[Task description]: Copy, in full, each line of the material that holds the word "React".

[Dataset content]:
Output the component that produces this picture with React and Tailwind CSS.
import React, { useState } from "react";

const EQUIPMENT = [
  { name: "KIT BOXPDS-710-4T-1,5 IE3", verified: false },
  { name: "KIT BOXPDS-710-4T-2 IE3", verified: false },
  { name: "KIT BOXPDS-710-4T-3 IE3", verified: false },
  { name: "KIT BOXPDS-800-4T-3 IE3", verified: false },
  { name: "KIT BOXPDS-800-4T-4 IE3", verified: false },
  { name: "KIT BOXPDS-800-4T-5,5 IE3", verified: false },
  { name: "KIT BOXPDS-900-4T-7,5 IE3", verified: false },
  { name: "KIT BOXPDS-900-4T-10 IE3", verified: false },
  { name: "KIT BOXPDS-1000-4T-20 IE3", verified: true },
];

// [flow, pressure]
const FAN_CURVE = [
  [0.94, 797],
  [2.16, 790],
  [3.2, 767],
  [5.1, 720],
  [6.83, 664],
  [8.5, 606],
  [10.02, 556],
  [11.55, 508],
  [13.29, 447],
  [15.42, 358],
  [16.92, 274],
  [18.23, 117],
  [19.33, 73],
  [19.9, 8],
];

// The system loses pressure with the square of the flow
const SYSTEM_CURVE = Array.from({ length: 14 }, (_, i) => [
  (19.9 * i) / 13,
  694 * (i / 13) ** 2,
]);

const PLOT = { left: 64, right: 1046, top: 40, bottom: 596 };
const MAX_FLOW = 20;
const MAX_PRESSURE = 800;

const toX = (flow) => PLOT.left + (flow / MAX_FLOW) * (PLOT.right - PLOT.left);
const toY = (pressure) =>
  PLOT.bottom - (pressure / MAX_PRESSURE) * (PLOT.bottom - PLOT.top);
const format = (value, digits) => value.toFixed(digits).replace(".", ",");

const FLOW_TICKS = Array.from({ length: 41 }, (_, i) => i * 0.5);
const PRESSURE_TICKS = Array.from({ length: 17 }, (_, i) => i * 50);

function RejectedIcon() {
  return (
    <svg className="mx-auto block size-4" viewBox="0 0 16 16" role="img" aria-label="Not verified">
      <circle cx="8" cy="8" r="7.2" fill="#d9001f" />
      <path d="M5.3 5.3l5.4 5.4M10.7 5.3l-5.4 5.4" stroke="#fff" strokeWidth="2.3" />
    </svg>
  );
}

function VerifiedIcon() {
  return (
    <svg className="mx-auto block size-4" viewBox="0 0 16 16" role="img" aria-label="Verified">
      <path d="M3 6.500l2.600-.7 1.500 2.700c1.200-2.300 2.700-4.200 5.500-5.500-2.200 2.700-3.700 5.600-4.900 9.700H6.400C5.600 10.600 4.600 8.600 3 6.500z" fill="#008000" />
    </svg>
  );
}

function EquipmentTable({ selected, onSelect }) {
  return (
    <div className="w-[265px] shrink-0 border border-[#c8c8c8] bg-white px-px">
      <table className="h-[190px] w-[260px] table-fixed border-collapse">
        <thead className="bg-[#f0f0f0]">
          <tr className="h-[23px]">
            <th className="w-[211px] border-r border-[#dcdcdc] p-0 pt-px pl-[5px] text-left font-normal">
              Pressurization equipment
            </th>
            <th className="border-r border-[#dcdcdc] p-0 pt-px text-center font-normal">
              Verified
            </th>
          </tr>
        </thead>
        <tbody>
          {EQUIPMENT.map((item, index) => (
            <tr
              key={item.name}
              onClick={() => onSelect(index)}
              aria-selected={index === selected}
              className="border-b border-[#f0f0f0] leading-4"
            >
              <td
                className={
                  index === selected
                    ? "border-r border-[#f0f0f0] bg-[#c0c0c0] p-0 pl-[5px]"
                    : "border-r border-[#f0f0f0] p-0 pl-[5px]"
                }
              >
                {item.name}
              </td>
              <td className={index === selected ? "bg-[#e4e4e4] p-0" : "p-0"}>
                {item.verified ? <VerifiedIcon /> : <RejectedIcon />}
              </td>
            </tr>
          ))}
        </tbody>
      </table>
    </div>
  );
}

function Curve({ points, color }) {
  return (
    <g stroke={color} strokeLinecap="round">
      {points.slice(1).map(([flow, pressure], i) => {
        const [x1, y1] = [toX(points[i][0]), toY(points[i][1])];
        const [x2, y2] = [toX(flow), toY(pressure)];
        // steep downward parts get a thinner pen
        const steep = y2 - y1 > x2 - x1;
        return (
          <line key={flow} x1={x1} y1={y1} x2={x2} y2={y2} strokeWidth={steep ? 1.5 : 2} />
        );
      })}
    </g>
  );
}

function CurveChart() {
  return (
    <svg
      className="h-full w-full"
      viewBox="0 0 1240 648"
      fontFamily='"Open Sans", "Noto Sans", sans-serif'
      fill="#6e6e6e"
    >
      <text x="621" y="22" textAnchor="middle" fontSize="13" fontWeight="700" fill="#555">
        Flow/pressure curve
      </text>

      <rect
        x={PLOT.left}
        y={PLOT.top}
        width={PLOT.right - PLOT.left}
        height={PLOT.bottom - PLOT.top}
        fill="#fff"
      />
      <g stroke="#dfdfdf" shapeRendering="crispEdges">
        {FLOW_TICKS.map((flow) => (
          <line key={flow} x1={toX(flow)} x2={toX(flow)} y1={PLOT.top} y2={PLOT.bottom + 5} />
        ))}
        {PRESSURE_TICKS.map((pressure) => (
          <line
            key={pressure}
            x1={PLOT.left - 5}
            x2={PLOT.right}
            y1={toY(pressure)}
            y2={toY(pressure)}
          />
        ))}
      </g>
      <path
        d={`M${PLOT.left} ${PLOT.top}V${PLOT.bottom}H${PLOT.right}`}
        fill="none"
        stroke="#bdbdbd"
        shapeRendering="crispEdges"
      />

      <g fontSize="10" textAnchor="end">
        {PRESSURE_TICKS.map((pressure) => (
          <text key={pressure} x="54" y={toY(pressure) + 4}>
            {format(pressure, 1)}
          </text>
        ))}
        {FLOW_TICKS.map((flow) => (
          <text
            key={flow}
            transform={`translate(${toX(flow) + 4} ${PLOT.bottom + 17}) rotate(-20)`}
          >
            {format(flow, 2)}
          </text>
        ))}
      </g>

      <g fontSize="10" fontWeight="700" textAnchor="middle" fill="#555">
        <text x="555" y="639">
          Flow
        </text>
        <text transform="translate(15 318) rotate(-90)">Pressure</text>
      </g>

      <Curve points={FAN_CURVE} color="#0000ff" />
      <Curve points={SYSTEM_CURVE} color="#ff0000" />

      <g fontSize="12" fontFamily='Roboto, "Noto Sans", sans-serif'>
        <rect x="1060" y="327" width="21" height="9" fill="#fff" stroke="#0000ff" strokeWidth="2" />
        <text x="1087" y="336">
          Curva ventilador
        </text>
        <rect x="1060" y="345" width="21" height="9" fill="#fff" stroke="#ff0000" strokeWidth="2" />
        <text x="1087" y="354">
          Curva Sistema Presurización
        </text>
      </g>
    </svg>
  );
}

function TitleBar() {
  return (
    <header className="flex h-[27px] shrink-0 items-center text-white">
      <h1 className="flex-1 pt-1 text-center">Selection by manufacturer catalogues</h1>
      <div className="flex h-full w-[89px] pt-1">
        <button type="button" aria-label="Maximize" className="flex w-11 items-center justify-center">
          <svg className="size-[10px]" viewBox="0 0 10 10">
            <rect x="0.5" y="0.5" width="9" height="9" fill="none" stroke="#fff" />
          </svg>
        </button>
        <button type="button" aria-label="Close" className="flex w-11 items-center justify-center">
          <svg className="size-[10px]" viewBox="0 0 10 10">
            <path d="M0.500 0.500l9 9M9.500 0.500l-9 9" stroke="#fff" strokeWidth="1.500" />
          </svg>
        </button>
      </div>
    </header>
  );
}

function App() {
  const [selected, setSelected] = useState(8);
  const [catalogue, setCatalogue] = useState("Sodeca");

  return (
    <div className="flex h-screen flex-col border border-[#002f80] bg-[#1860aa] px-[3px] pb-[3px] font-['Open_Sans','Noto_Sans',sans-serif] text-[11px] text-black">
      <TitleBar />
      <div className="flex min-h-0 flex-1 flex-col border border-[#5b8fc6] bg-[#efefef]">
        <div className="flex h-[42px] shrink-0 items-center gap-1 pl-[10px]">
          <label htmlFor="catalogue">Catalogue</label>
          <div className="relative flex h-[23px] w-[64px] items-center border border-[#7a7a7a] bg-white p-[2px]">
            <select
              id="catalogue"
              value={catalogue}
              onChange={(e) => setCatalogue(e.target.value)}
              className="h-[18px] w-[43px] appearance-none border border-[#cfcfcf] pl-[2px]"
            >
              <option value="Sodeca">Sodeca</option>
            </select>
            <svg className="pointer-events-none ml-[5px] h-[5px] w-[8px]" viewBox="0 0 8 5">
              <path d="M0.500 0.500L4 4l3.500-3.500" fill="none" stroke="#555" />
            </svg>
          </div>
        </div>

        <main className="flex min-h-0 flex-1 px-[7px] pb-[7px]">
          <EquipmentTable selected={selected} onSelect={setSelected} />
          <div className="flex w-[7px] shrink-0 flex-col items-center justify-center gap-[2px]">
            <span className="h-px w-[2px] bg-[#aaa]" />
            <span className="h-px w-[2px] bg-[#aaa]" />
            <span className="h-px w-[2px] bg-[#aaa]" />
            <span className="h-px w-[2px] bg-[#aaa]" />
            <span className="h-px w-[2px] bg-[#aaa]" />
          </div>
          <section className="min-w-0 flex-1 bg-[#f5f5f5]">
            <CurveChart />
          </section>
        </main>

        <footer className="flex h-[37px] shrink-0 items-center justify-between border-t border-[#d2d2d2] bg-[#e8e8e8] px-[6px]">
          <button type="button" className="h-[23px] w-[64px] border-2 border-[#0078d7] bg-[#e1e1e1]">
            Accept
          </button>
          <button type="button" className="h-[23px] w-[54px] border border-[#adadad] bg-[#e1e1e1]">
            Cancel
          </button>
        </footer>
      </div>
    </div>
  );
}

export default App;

[Finished answer]:
Output the component that produces this picture with React and Tailwind CSS.
import React, { useState } from "react";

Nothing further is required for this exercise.